Winning at Any Cost -- Infringing the Cartel Prohibition With Reinforcement Learning
This addresses the risk of AI-driven price-fixing in markets, which is an incremental but important concern for regulators and businesses.
The paper investigates whether reinforcement learning agents in e-commerce pricing can inadvertently form collusive cartels, using a modified prisoner's dilemma with rock-paper-scissors to show that agents can develop tacit cooperation strategies without explicit training, enabling the identification of stages for collusion prevention.

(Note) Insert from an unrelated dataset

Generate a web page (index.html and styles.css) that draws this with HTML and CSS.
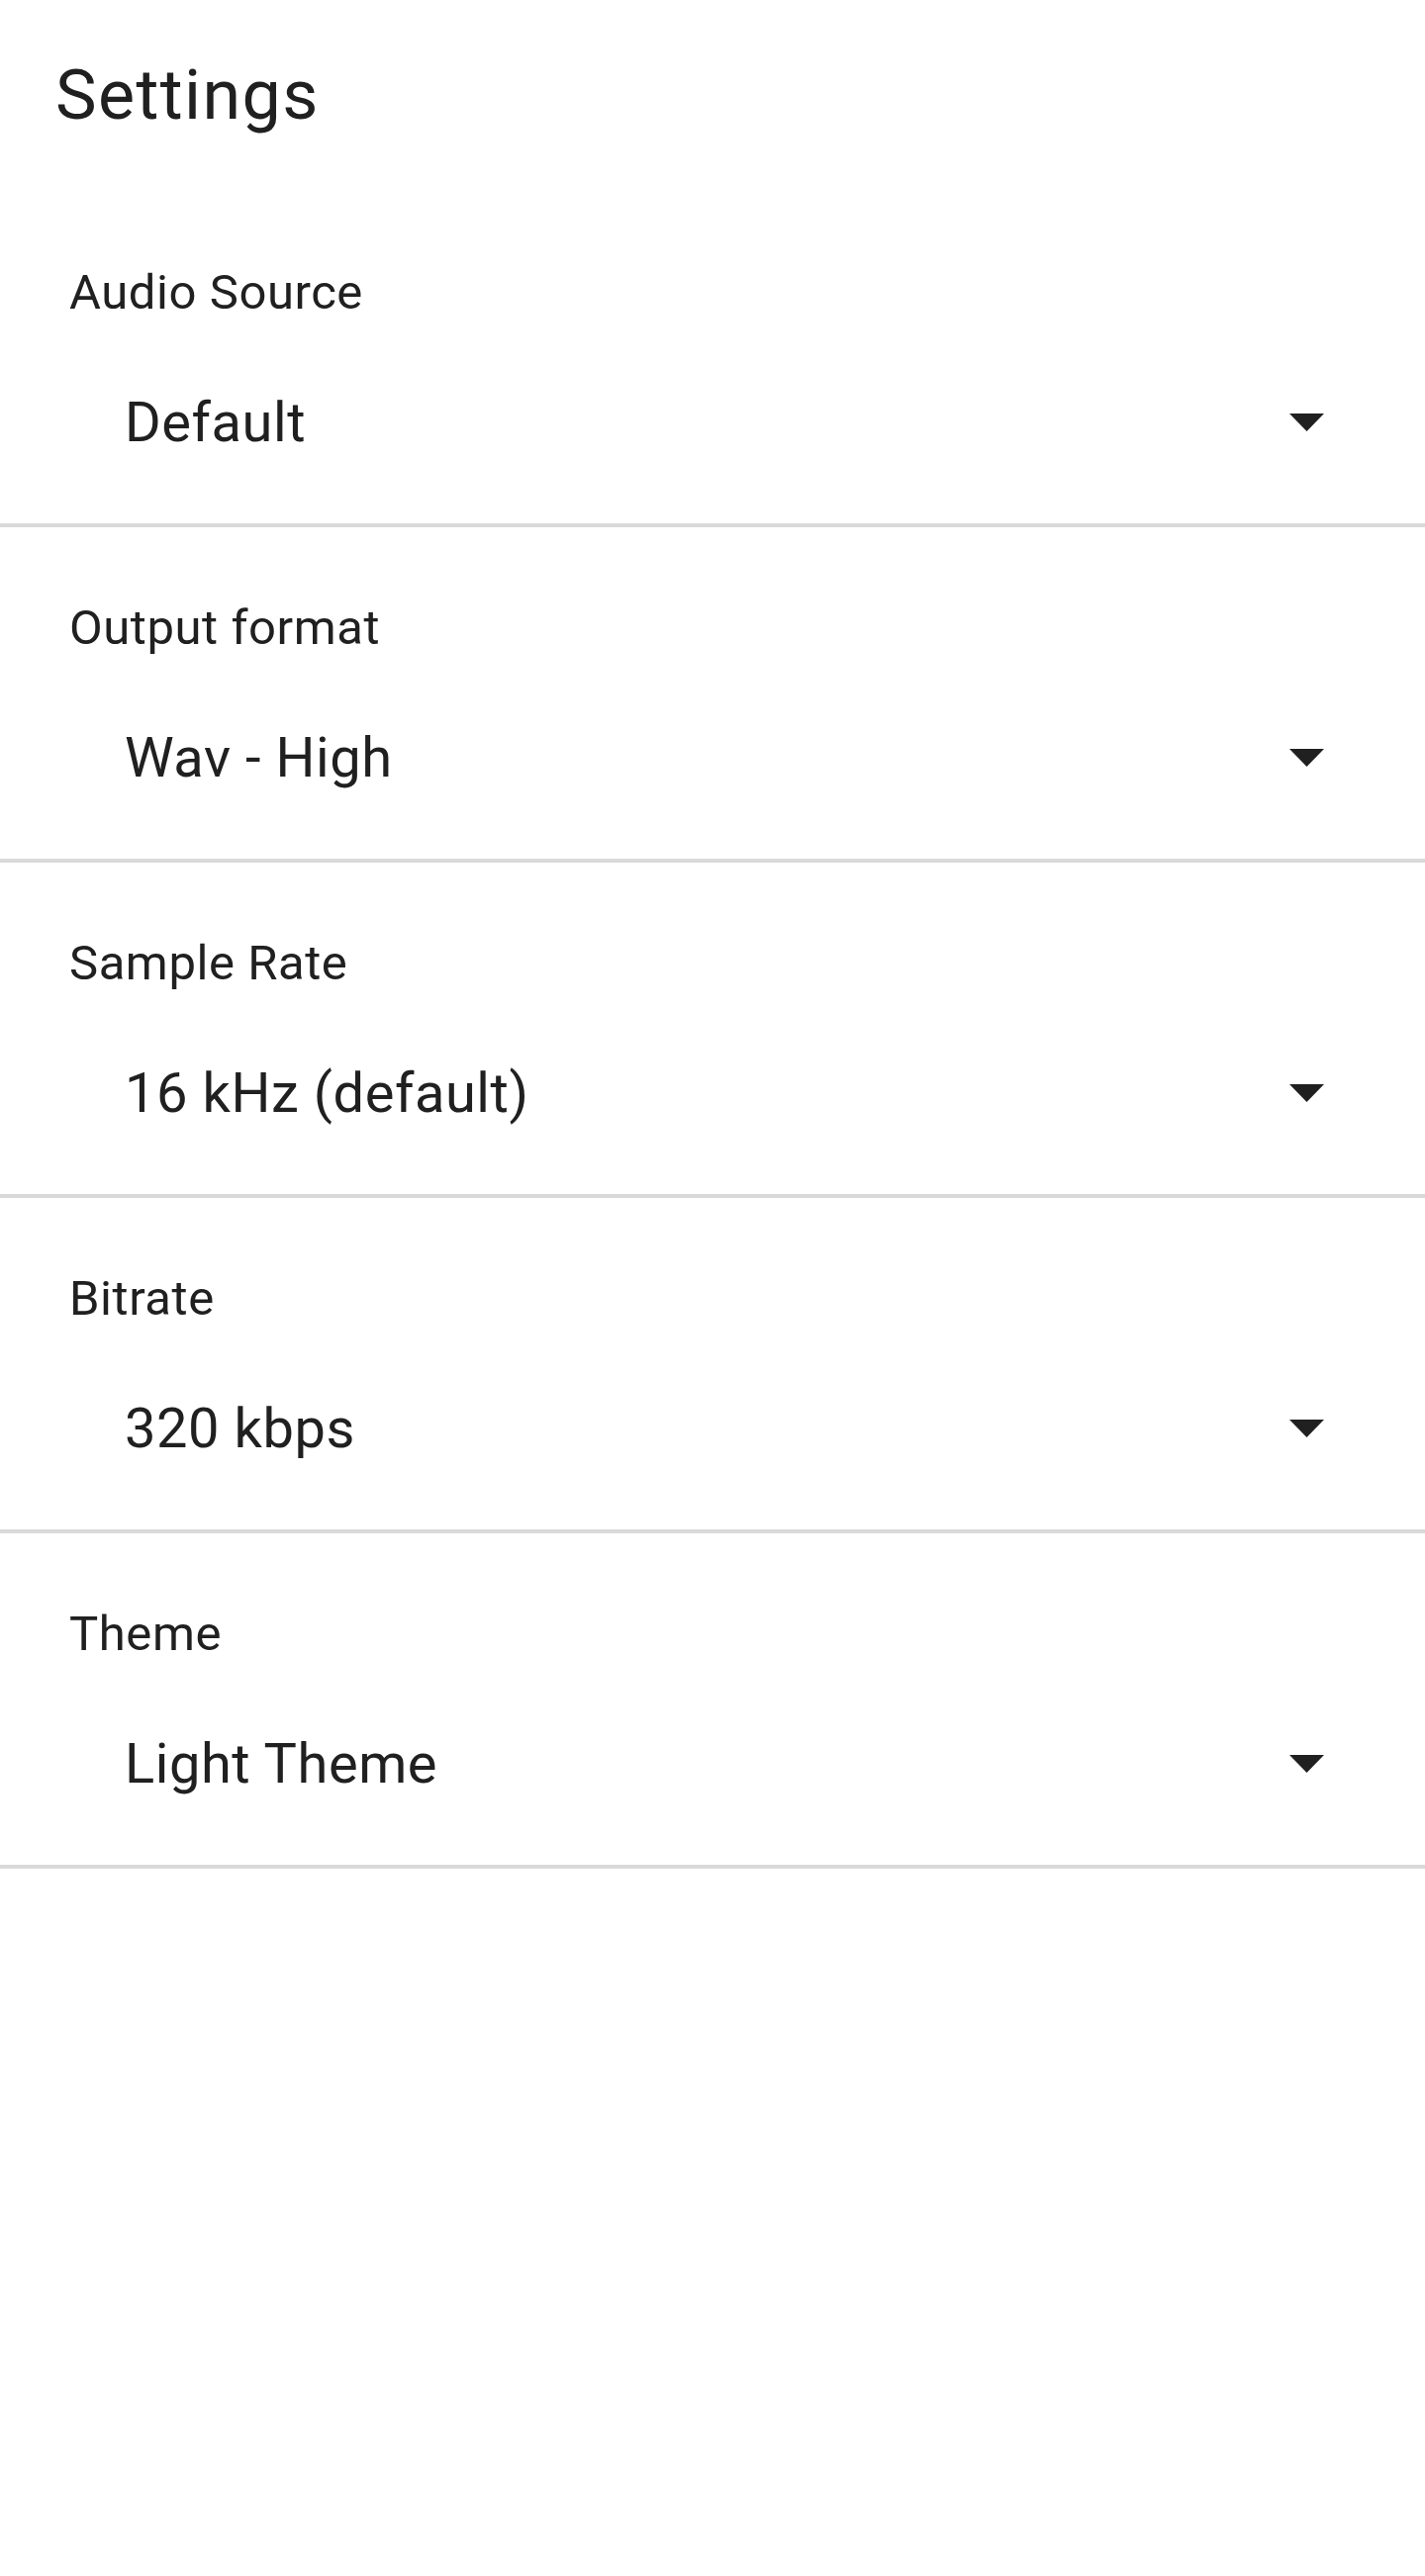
FILE: index.html
```html
<!DOCTYPE html>
<html lang="en">
<head>
    <meta charset="UTF-8">
    <meta name="viewport" content="width=device-width, initial-scale=1.0">
    <title>Settings</title>
    <link rel="stylesheet" href="styles.css">
</head>
<body>
    <div class="screen">
        <h1 class="title">Settings</h1>

        <div class="setting">
            <div class="setting-label">Audio Source</div>
            <div class="spinner">
                <span class="spinner-value">Default</span>
                <svg class="spinner-arrow" viewBox="0 0 35 18"><path d="M0 0h35L17.5 18z"/></svg>
            </div>
        </div>

        <div class="setting">
            <div class="setting-label">Output format</div>
            <div class="spinner">
                <span class="spinner-value">Wav - High</span>
                <svg class="spinner-arrow" viewBox="0 0 35 18"><path d="M0 0h35L17.5 18z"/></svg>
            </div>
        </div>

        <div class="setting">
            <div class="setting-label">Sample Rate</div>
            <div class="spinner">
                <span class="spinner-value">16 kHz (default)</span>
                <svg class="spinner-arrow" viewBox="0 0 35 18"><path d="M0 0h35L17.5 18z"/></svg>
            </div>
        </div>

        <div class="setting">
            <div class="setting-label">Bitrate</div>
            <div class="spinner">
                <span class="spinner-value">320 kbps</span>
                <svg class="spinner-arrow" viewBox="0 0 35 18"><path d="M0 0h35L17.5 18z"/></svg>
            </div>
        </div>

        <div class="setting">
            <div class="setting-label">Theme</div>
            <div class="spinner">
                <span class="spinner-value">Light Theme</span>
                <svg class="spinner-arrow" viewBox="0 0 35 18"><path d="M0 0h35L17.5 18z"/></svg>
            </div>
        </div>
    </div>
</body>
</html>
```
FILE: styles.css
```css
* {
    margin: 0;
    padding: 0;
    box-sizing: border-box;
}

body {
    background: #fff;
    color: #202020;
    font-family: Roboto, 'Liberation Sans', sans-serif;
    letter-spacing: 0.035em;
    min-height: 100vh;
}

.screen {
    display: flex;
    flex-direction: column;
}

.title {
    font-size: 70px;
    font-weight: 400;
    line-height: 84px;
    letter-spacing: 0.02em;
    padding: 54px 56px 56px;
}

/* one row per preference, divider underneath */
.setting {
    display: flex;
    flex-direction: column;
    gap: 69px;
    padding: 73px 70px 69px;
    border-bottom: 4px solid #d9d9d9;
}

.setting-label {
    font-size: 49px;
    line-height: 58px;
}

.spinner {
    display: flex;
    align-items: center;
    justify-content: space-between;
    padding-left: 56px;
}

.spinner-value {
    font-size: 56px;
    line-height: 66px;
}

.spinner-arrow {
    width: 35px;
    height: 18px;
    margin-right: 32px;
    fill: #202020;
}
```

Pricing decisions are increasingly made by AI. Thanks to their ability to train with live market data while making decisions on the fly, deep reinforcement learning algorithms are especially effective in taking such pricing decisions. In e-commerce scenarios, multiple reinforcement learning agents can set prices based on their competitor's prices. Therefore, research states that agents might end up in a state of collusion in the long run. To further analyze this issue, we build a scenario that is based on a modified version of a prisoner's dilemma where three agents play the game of rock paper scissors. Our results indicate that the action selection can be dissected into specific stages, establishing the possibility to develop collusion prevention systems that are able to recognize situations which might lead to a collusion between competitors. We furthermore provide evidence for a situation where agents are capable of performing a tacit cooperation strategy without being explicitly trained to do so.